── MATERIAL PROVIDED ──

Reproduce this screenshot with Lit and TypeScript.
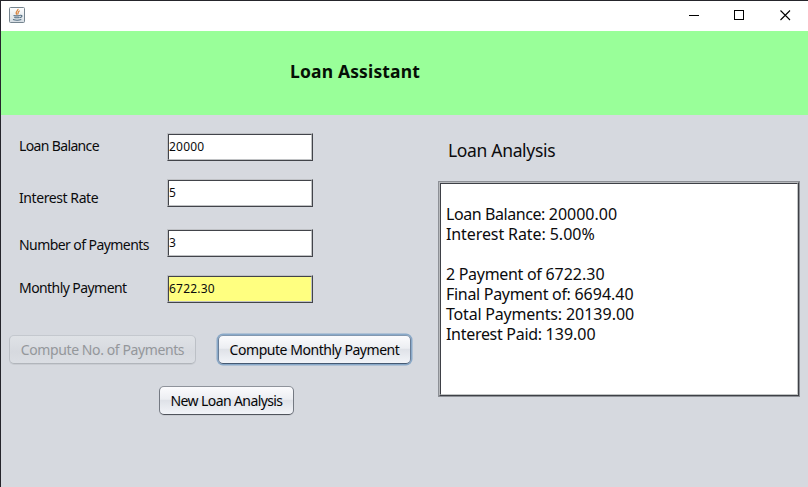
import { LitElement, html, css } from "lit";
import { customElement, property } from "lit/decorators.js";

@customElement("loan-field")
class LoanField extends LitElement {
  @property() label = "";
  @property() value = "";
  @property({ type: Boolean, reflect: true }) computed = false;

  static styles = css`
    :host { display: grid; grid-template-columns: 148px 146px; align-items: start; font-size: 14px; line-height: 18px; }
    .label { letter-spacing: var(--label-spacing, -0.57px); white-space: nowrap; padding-top: var(--label-offset, 5px); }
    .box {
      box-sizing: border-box; height: 28px; background: #fff;
      border: 1px solid; border-color: #bfc1c5 #42444a #42444a #bfc1c5;
      display: flex;
    }
    .value {
      flex: 1; box-sizing: border-box; border: 1px solid; border-color: #42444a #c0c2c4 #c0c2c4 #42444a;
      font-size: 12px; line-height: 23px; letter-spacing: 0.2px;
    }
    :host([computed]) .value { background: #ffff80; }
  `;

  render() {
    return html`<div class="label">${this.label}</div>
      <div class="box"><div class="value">${this.value}</div></div>`;
  }
}

@customElement("app-root")
class AppRoot extends LitElement {
  static styles = css`
    :host {
      display: flex; flex-direction: column; box-sizing: border-box; width: 808px; height: 487px;
      background: #d6d9df; border-top: 1px solid #25252b; border-left: 1px solid #25252b;
      font-family: "Noto Sans", sans-serif; color: #0b0b0d; overflow: hidden;
    }
    .titlebar { height: 30px; background: #fff; display: flex; justify-content: space-between; align-items: flex-start; flex: none; }
    .app-icon { margin: 6px 0 0 8px; display: block; }
    .controls { display: block; }
    .banner { height: 84px; flex: none; background: #99ff99; box-sizing: border-box; padding: 27px 0 0 289px; }
    .banner-title { margin: 0; font-weight: 700; font-size: 17.5px; line-height: 26px; letter-spacing: 0.15px; color: #051005; white-space: nowrap; }
    .content { display: grid; grid-template-columns: 437px 362px; flex: 1; }
    .form { padding: 18px 0 0 18px; }
    .f1 { margin-bottom: 18px; --label-offset: 4px; --label-spacing: -0.64px; }
    .f2 { margin-bottom: 22px; --label-offset: 10px; --label-spacing: -0.42px; }
    .f3 { margin-bottom: 18px; --label-offset: 7px; }
    .f4 { --label-offset: 4px; }
    .actions { display: flex; gap: 22px; margin: 32px 0 0 -10px; }
    .reset { margin: 22px 0 0 140px; display: flex; }
    .btn {
      box-sizing: border-box; height: 29px; padding: 0; font: 14px/26px "Noto Sans", sans-serif;
      color: #050507; letter-spacing: -0.33px; white-space: nowrap;
      border: 1px solid; border-color: #8f939b #747982 #50545c #747982; border-radius: 5px;
      background: linear-gradient(#fbfbfd, #eceef2 45%, #dfe2e8 50%, #f2f4f8);
      box-shadow: 0 1px 0 #c9ccd2;
    }
    .wide { width: 187px; letter-spacing: -0.4px; }
    .main { width: 193px; letter-spacing: -0.46px; box-shadow: 0 0 0 1.5px #89a9c9; border-color: #8398b0 #687d97 #455972 #687d97; }
    .small { width: 135px; letter-spacing: -0.6px; }
    .btn:disabled { color: #94979b; border-color: #c4c8ce #bcc0c6 #b1b5bb #bcc0c6; background: linear-gradient(#dfe2e6, #d6d9df 60%, #dbdee3); }
    .analysis-title { margin: 22px 0 0 10px; font-weight: 400; font-size: 17.5px; line-height: 26px; letter-spacing: -0.33px; }
    .frame { margin-top: 18px; box-sizing: border-box; height: 216px; border: 1px solid #8d9096; background: #fff; display: flex; }
    .bevel { flex: 1; border: 1px solid; border-color: #b8babd #3e4046 #3e4046 #b8babd; display: flex; }
    .report {
      flex: 1; margin: 0; border: 1px solid; border-color: #3e4046 #c2c5c5 #c2c5c5 #3e4046;
      padding: 0 0 0 5px; font: 16px/20px "Noto Sans", sans-serif; letter-spacing: -0.3px;
    }
    .line { display: block; height: 20px; }
    .line:nth-child(2) { letter-spacing: -0.42px; }
    .line:nth-child(3) { letter-spacing: -0.1px; }
    .line:nth-child(7) { letter-spacing: -0.2px; }
    .num { letter-spacing: 0; }
  `;

  private report: [string, string][] = [
    ["", ""],
    ["Loan Balance: ", "20000.00"],
    ["Interest Rate: ", "5.00%"],
    ["", ""],
    ["2 Payment of ", "6722.30"],
    ["Final Payment of: ", "6694.40"],
    ["Total Payments: ", "20139.00"],
    ["Interest Paid: ", "139.00"],
  ];

  render() {
    return html`
      <header class="titlebar">
        <svg class="app-icon" width="16" height="16" viewBox="0 0 16 16" fill="none">
          <defs><linearGradient id="tile" x1="0" y1="0" x2="0" y2="1">
            <stop stop-color="#ffffff" /><stop offset="1" stop-color="#d5dde3" />
          </linearGradient></defs>
          <rect x=".5" y=".5" width="15" height="15" rx="1" fill="url(#tile)" stroke="#75848f" />
          <path d="M9 1.8C9.4 3.8 5.5 4.8 7.8 7.7M10.8 3.7C8.3 4.6 9.8 5.7 8.6 7.5" stroke="#d9853f" stroke-width="1.2" />
          <path d="M4.5 8.4c1.8.6 4.5.6 6.4 0M11 8.3c3-.5 2.4 2-.3 2.3M5.3 10.4c1.6.5 3.6.5 5 0M4 12.6c2.5.8 6 .8 8.3-.1" stroke="#546f83" stroke-width="1.1" />
        </svg>
        <svg class="controls" width="138" height="29" viewBox="0 0 138 29" fill="none" stroke="#000" shape-rendering="crispEdges">
          <path d="M19 14.5h10" />
          <rect x="64.5" y="9.5" width="9" height="9" />
          <path d="M110.5 9.5l9.5 9.5M120 9.5l-9.5 9.5" shape-rendering="auto" stroke-width="1.1" />
        </svg>
      </header>
      <div class="banner"><h1 class="banner-title">Loan Assistant</h1></div>
      <main class="content">
        <section class="form">
          <loan-field class="f1" label="Loan Balance" value="20000"></loan-field>
          <loan-field class="f2" label="Interest Rate" value="5"></loan-field>
          <loan-field class="f3" label="Number of Payments" value="3"></loan-field>
          <loan-field class="f4" label="Monthly Payment" value="6722.30" computed></loan-field>
          <div class="actions">
            <button class="btn wide" disabled>Compute No. of Payments</button>
            <button class="btn main">Compute Monthly Payment</button>
          </div>
          <div class="reset"><button class="btn small">New Loan Analysis</button></div>
        </section>
        <section>
          <h2 class="analysis-title">Loan Analysis</h2>
          <div class="frame"><div class="bevel"><pre class="report">${this.report.map(
            ([name, value]) => html`<span class="line">${name}<span class="num">${value}</span></span>`
          )}</pre></div></div>
        </section>
      </main>
    `;
  }
}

───

_TASK DIRECTIONS_. Give back exactly the lines from the first line of the data through the line with "computed = false;", pictures excluded.

_FULL ANSWER_.
Reproduce this screenshot with Lit and TypeScript.
import { LitElement, html, css } from "lit";
import { customElement, property } from "lit/decorators.js";

@customElement("loan-field")
class LoanField extends LitElement {
  @property() label = "";
  @property() value = "";
  @property({ type: Boolean, reflect: true }) computed = false;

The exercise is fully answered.